**The exercise**
Set the lines down again exactly, first line through the line that contains "import React from 'react';", with no pictures.

**Data segment**

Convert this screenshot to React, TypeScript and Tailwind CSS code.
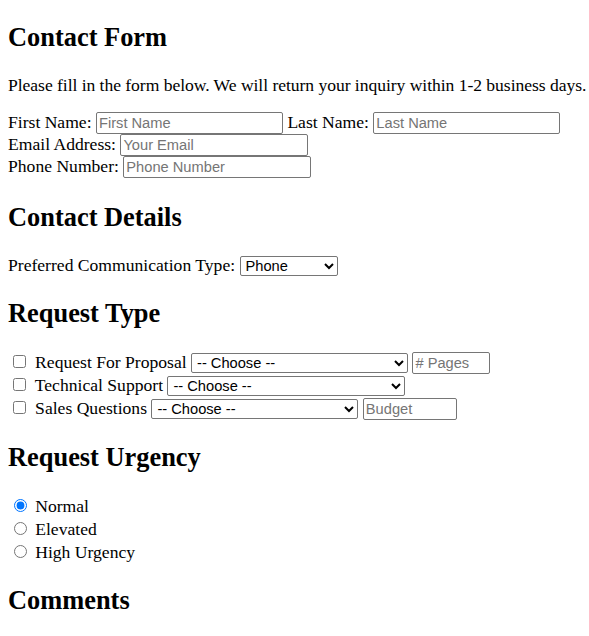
import React from 'react';

// page is shown at 110% zoom, so every default size is scaled by 1.1
const inputCls =
  "h-[22px] border border-[#767676] rounded-[2px] px-[2px] py-[1px] align-baseline text-[14.67px] leading-[normal] font-['Liberation_Sans',Arial,sans-serif] text-black placeholder:text-[#757575] bg-white";
const selectCls =
  "h-[20px] border border-[#767676] rounded-[2px] pl-[1px] text-[14.67px] leading-[normal] font-['Liberation_Sans',Arial,sans-serif] text-black bg-white align-baseline";
const h2Cls = 'my-[22px] text-[26.4px] font-bold leading-[normal]';
const checkCls = 'ml-[4.7px] mr-[5px] my-[3.3px] w-[13px] h-[13px]';
const radioCls = 'ml-[5.5px] mr-[4.3px] mt-[3.3px] w-[13px] h-[13px]';

const App = () => {
  return (
    <div className="px-[8px] pt-px font-['Liberation_Serif','Times_New_Roman',serif] text-[17.6px] leading-[normal] text-black bg-white min-h-screen overflow-hidden">
      <h2 className={h2Cls + ' mt-[21px]'}>Contact Form</h2>
      <p className="mt-[17.6px] mb-[15.6px] whitespace-nowrap tracking-[-0.05px]">
        Please fill in the form below. We will return your inquiry within 1-2 business days.
      </p>

      <form>
        <div className="mb-[24px]">
          <label>First Name: </label>
          <input type="text" placeholder="First Name" className={`${inputCls} w-[187px]`} />{' '}
          <label>Last Name: </label>
          <input type="text" placeholder="Last Name" className={`${inputCls} w-[187px]`} />
          <br />
          <label>Email Address: </label>
          <input type="email" placeholder="Your Email" className={`${inputCls} w-[188px]`} />
          <br />
          <label>Phone Number: </label>
          <input type="tel" placeholder="Phone Number" className={`${inputCls} w-[188px]`} />
        </div>

        <h2 className={h2Cls}>Contact Details</h2>
        <div>
          <label>Preferred Communication Type: </label>
          <select className={`${selectCls} w-[98px]`} defaultValue="Phone">
            <option>Phone</option>
            <option>Email</option>
          </select>
        </div>

        <h2 className={h2Cls}>Request Type</h2>
        <div className="pt-[1px]">
          <div className="h-[23px] whitespace-nowrap">
            <input type="checkbox" className={checkCls} />{' '}
            <label>Request For Proposal</label>{' '}
            <select className={`${selectCls} w-[217px]`} defaultValue="">
              <option value="">-- Choose --</option>
            </select>{' '}
            <input type="number" placeholder="# Pages" className={`${inputCls} w-[78px] h-[21px]`} />
          </div>
          <div className="h-[23px] whitespace-nowrap">
            <input type="checkbox" className={checkCls} />{' '}
            <label>Technical Support</label>{' '}
            <select className={`${selectCls} w-[238px]`} defaultValue="">
              <option value="">-- Choose --</option>
            </select>
          </div>
          <div className="h-[22px] whitespace-nowrap">
            <input type="checkbox" className={checkCls} />{' '}
            <label>Sales Questions</label>{' '}
            <select className={`${selectCls} w-[207px]`} defaultValue="">
              <option value="">-- Choose --</option>
            </select>{' '}
            <input type="text" placeholder="Budget" className={`${inputCls} w-[94px] h-[21px]`} />
          </div>
        </div>

        <h2 className={h2Cls}>Request Urgency</h2>
        <div className="pt-[1px]">
          <div className="h-[23px]">
            <input type="radio" name="urgency" defaultChecked className={radioCls} />{' '}
            <label>Normal</label>
          </div>
          <div className="h-[23px]">
            <input type="radio" name="urgency" className={radioCls} />{' '}
            <label>Elevated</label>
          </div>
          <div className="h-[21px]">
            <input type="radio" name="urgency" className={radioCls} />{' '}
            <label>High Urgency</label>
          </div>
        </div>

        <h2 className={h2Cls}>Comments</h2>
      </form>
    </div>
  );
};

export default App;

**Solution for this task**
Convert this screenshot to React, TypeScript and Tailwind CSS code.
import React from 'react';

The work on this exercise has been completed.